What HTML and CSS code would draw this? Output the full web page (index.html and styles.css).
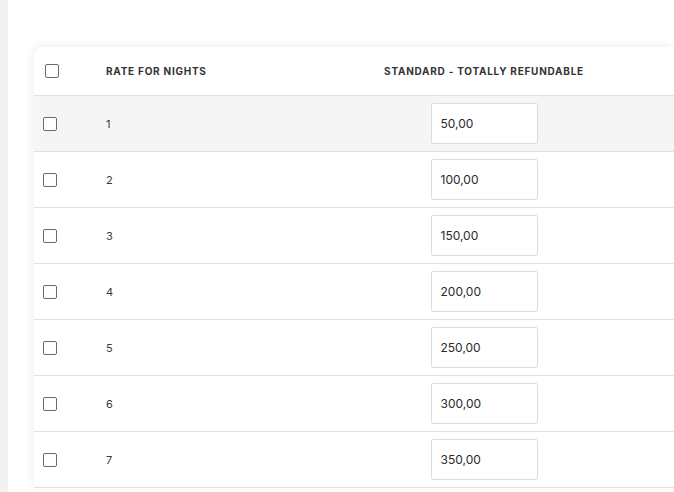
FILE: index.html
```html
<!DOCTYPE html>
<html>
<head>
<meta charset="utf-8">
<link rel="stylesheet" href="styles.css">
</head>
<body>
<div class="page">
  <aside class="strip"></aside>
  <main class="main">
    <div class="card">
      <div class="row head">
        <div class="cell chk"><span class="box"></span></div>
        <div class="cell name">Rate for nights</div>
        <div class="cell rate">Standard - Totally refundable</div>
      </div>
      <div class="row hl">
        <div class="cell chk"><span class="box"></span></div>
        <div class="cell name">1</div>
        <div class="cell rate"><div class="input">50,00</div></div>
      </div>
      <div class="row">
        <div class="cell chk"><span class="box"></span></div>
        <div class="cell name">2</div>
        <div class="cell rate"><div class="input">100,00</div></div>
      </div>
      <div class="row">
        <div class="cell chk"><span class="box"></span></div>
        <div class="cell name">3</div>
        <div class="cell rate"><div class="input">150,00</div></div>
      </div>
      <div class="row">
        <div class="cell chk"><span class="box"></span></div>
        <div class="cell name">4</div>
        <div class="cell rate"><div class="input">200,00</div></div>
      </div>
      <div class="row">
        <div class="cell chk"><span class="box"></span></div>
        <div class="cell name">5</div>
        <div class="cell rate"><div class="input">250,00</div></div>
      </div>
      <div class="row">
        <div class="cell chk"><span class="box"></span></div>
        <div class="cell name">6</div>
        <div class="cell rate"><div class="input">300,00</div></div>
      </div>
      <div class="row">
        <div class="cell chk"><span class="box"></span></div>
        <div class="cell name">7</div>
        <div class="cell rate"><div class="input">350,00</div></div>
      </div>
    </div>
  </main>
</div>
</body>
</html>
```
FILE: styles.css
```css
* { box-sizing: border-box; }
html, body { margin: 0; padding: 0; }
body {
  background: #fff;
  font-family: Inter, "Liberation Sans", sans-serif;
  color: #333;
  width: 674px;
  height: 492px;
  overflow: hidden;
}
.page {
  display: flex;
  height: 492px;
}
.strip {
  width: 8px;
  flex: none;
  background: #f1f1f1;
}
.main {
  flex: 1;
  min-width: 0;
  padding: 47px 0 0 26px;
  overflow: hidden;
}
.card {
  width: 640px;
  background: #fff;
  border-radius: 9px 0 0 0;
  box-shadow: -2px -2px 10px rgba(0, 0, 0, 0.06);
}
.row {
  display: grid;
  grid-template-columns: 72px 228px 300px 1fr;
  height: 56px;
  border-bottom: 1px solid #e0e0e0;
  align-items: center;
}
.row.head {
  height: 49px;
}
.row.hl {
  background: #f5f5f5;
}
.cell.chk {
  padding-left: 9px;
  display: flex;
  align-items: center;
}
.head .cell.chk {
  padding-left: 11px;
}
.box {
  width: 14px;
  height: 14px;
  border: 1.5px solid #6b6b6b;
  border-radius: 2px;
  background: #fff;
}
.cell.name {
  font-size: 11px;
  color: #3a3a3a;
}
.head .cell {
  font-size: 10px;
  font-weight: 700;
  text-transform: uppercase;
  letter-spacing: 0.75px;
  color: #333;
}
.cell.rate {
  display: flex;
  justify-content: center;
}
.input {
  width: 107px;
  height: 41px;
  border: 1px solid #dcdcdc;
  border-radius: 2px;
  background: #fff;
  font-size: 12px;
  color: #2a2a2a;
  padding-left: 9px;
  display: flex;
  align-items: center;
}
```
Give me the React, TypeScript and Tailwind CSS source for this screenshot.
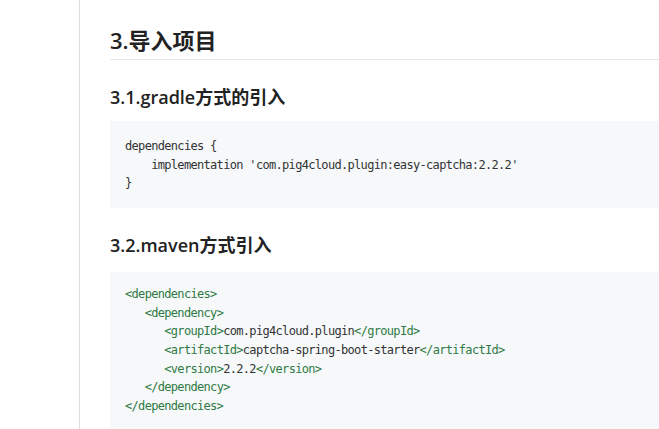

--------------------------------------------------

* Stated goal:
Above are the records; reproduce them exactly and leave out the pictures.

* Full output:
What HTML and CSS code would draw this? Output the full web page (index.html and styles.css).
FILE: index.html
```html
<!DOCTYPE html>
<html>
<head>
<meta charset="utf-8">
<link rel="stylesheet" href="styles.css">
</head>
<body>
<div class="page">
  <aside class="strip"></aside>
  <main class="main">
    <div class="card">
      <div class="row head">
        <div class="cell chk"><span class="box"></span></div>
        <div class="cell name">Rate for nights</div>
        <div class="cell rate">Standard - Totally refundable</div>
      </div>
      <div class="row hl">
        <div class="cell chk"><span class="box"></span></div>
        <div class="cell name">1</div>
        <div class="cell rate"><div class="input">50,00</div></div>
      </div>
      <div class="row">
        <div class="cell chk"><span class="box"></span></div>
        <div class="cell name">2</div>
        <div class="cell rate"><div class="input">100,00</div></div>
      </div>
      <div class="row">
        <div class="cell chk"><span class="box"></span></div>
        <div class="cell name">3</div>
        <div class="cell rate"><div class="input">150,00</div></div>
      </div>
      <div class="row">
        <div class="cell chk"><span class="box"></span></div>
        <div class="cell name">4</div>
        <div class="cell rate"><div class="input">200,00</div></div>
      </div>
      <div class="row">
        <div class="cell chk"><span class="box"></span></div>
        <div class="cell name">5</div>
        <div class="cell rate"><div class="input">250,00</div></div>
      </div>
      <div class="row">
        <div class="cell chk"><span class="box"></span></div>
        <div class="cell name">6</div>
        <div class="cell rate"><div class="input">300,00</div></div>
      </div>
      <div class="row">
        <div class="cell chk"><span class="box"></span></div>
        <div class="cell name">7</div>
        <div class="cell rate"><div class="input">350,00</div></div>
      </div>
    </div>
  </main>
</div>
</body>
</html>
```
FILE: styles.css
```css
* { box-sizing: border-box; }
html, body { margin: 0; padding: 0; }
body {
  background: #fff;
  font-family: Inter, "Liberation Sans", sans-serif;
  color: #333;
  width: 674px;
  height: 492px;
  overflow: hidden;
}
.page {
  display: flex;
  height: 492px;
}
.strip {
  width: 8px;
  flex: none;
  background: #f1f1f1;
}
.main {
  flex: 1;
  min-width: 0;
  padding: 47px 0 0 26px;
  overflow: hidden;
}
.card {
  width: 640px;
  background: #fff;
  border-radius: 9px 0 0 0;
  box-shadow: -2px -2px 10px rgba(0, 0, 0, 0.06);
}
.row {
  display: grid;
  grid-template-columns: 72px 228px 300px 1fr;
  height: 56px;
  border-bottom: 1px solid #e0e0e0;
  align-items: center;
}
.row.head {
  height: 49px;
}
.row.hl {
  background: #f5f5f5;
}
.cell.chk {
  padding-left: 9px;
  display: flex;
  align-items: center;
}
.head .cell.chk {
  padding-left: 11px;
}
.box {
  width: 14px;
  height: 14px;
  border: 1.5px solid #6b6b6b;
  border-radius: 2px;
  background: #fff;
}
.cell.name {
  font-size: 11px;
  color: #3a3a3a;
}
.head .cell {
  font-size: 10px;
  font-weight: 700;
  text-transform: uppercase;
  letter-spacing: 0.75px;
  color: #333;
}
.cell.rate {
  display: flex;
  justify-content: center;
}
.input {
  width: 107px;
  height: 41px;
  border: 1px solid #dcdcdc;
  border-radius: 2px;
  background: #fff;
  font-size: 12px;
  color: #2a2a2a;
  padding-left: 9px;
  display: flex;
  align-items: center;
}
```
Give me the React, TypeScript and Tailwind CSS source for this screenshot.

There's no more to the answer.